Stott was once described as the presumptive “pope” of the evangelicals by Jewish journalist David Brooks of the New York Times. He marveled that the world knew so little about the man who had won exceptional honors and was celibate, humble, articulate and occasionally controversial.

Ordained in the Church of England, Stott served as rector of London’s All Souls Church for more than 20 years.

Stott’s death sparked a round of tributes to him by Christian leaders on their Twitter accounts. Rick Warren, pastor of Saddleback Church in California, called Stott “one of my closest mentors.”

“I flew to the UK recently just to pray for him & sit by his bed. What a giant!” Warren wrote.


Dr. Geoff Tunnicliffe, secretary general of the World Evangelical Alliance, the largest global body of evangelicals, said he was personally impacted by Stott’s teachings. “Uncle John was a great influence in my own theological development. His commitment to biblical orthodoxy, global mission and unity in the body of Christ were foundational in my own spiritual journey,” said Tunnicliffe in a statement.

Stott was the primary author of the Preamble to the 1951 constitution of the WEA, which represents 600 million evangelicals in 128 countries. A major legacy that Stott left is the Langham Partnership International, which trains preachers, funds doctoral education for evangelical thinkers and provides evangelical books to pastors around the world.

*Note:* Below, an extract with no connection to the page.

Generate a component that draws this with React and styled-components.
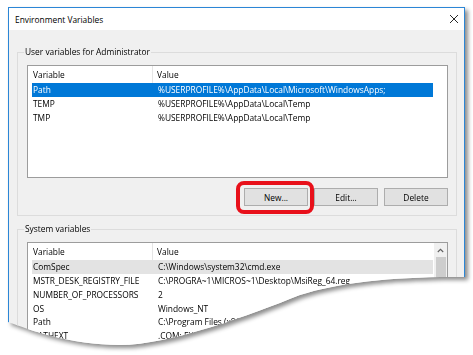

“Like Moses,” wrote Chris Wright, Langham’s international director, “he was one of the greatest leaders God has given to his people, and yet at the same time, one of the humblest men on the face of the earth. He was, for all of us who knew him, a walking embodiment of the simple beauty of Jesus, whom he loved above all else.”

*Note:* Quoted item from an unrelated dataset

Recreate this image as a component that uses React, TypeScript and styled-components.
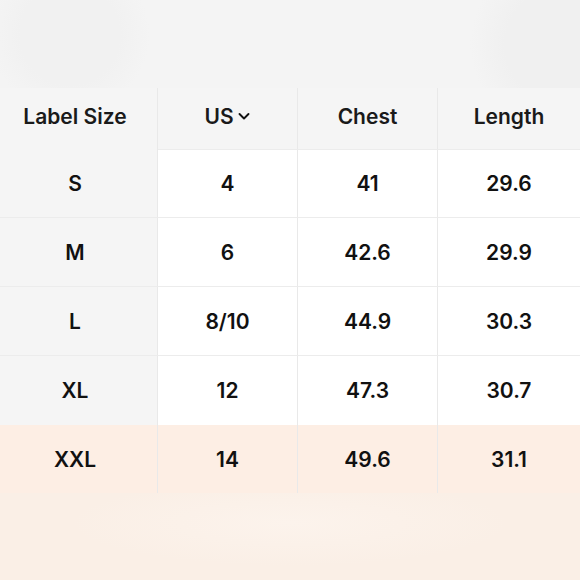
import React from "react";
import styled, { createGlobalStyle } from "styled-components";

const Global = createGlobalStyle`
  html, body { margin: 0; padding: 0; background: #f4f4f4; }
  body { font-family: Inter, "Noto Sans", "Liberation Sans", sans-serif; -webkit-font-smoothing: antialiased; }
`;

const Page = styled.div`
  width: 580px;
  height: 580px;
  display: flex;
  flex-direction: column;
  overflow: hidden;
`;

const Top = styled.div`
  height: 88px;
  flex: none;
  background:
    radial-gradient(circle at 70px 35px, #f1f1f1 0, #f1f1f1 50px, rgba(244,244,244,0) 80px),
    radial-gradient(circle at 560px 45px, #f0f0f0 0, #f0f0f0 55px, rgba(244,244,244,0) 90px),
    #f4f4f4;
`;

const Table = styled.div`
  display: grid;
  grid-template-columns: 158px 140px 140px 1fr;
  flex: none;
`;

type CellProps = { $bg: string; $h: number; $right?: boolean; $bottom?: boolean; $first?: boolean; $head?: boolean };

const Cell = styled.div<CellProps>`
  height: ${(p) => p.$h}px;
  box-sizing: border-box;
  display: flex;
  align-items: center;
  justify-content: center;
  padding-right: ${(p) => (p.$first ? "7px" : "0")};
  padding-bottom: ${(p) => (p.$head ? "5px" : "0")};
  background: ${(p) => p.$bg};
  border-right: ${(p) => (p.$right ? "1px solid #e9e9e9" : "none")};
  border-bottom: ${(p) => (p.$bottom ? "1px solid #ececec" : "none")};
  font-size: 21px;
  font-weight: 600;
  color: ${(p) => (p.$head ? "#1a1a1a" : "#111")};
`;

const HeadText = styled.span`
  display: inline-flex;
  align-items: center;
  gap: 3px;
`;

const Bottom = styled.div`
  flex: 1;
  background:
    radial-gradient(ellipse at 290px 30px, #fcf3ec 0, rgba(251,239,230,0) 220px),
    #faefe6;
`;

const Chevron = () => (
  <svg width="14" height="14" viewBox="0 0 14 14" fill="none">
    <path d="M2.5 5 L7 9.5 L11.5 5" stroke="#111" strokeWidth="1.9" strokeLinecap="round" strokeLinejoin="round" />
  </svg>
);

const rows = [
  ["S", "4", "41", "29.6"],
  ["M", "6", "42.6", "29.9"],
  ["L", "8/10", "44.9", "30.3"],
  ["XL", "12", "47.3", "30.7"],
  ["XXL", "14", "49.6", "31.1"],
];

const heads = ["Label Size", "US", "Chest", "Length"];

export default function App() {
  return (
    <>
      <Global />
      <Page>
        <Top />
        <Table>
          {heads.map((h, j) => (
            <Cell key={h} $head $first={j === 0} $bg="#f5f5f5" $h={62} $right={j < 3} $bottom={j > 0}>
              <HeadText>
                {h}
                {h === "US" && <Chevron />}
              </HeadText>
            </Cell>
          ))}
          {rows.map((r, i) => {
            const last = i === rows.length - 1;
            return r.map((v, j) => (
              <Cell
                key={`${i}-${j}`}
                $first={j === 0}
                $h={i === 0 || last ? 68 : 69}
                $bg={last ? "#fdeee4" : j === 0 ? "#f5f5f5" : "#ffffff"}
                $right={j < 3}
                $bottom={!last && i !== rows.length - 2}
              >
                {v}
              </Cell>
            ));
          })}
        </Table>
        <Bottom />
      </Page>
    </>
  );
}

“We are saddened by his departure,” wrote Lausanne Movement executive chair S. Douglas Birdsall and international director Lindsay Brown said in a joint statement, “but strengthened with the knowledge that his great confidence and his lifelong hope in Christ has now been made real to him, and his life’s work has been vindicated.”

R. Albert Mohler Jr., president of Southern Baptist Theological Seminary in Louisville, Kentucky, wrote, “You cannot explain English-speaking evangelicalism in the 20th century without crucial reference to the massive influence of John Stott.”

Author and Christian apologist Lee Strobel called Stott a “giant of the faith and a gentle, sweet soul.”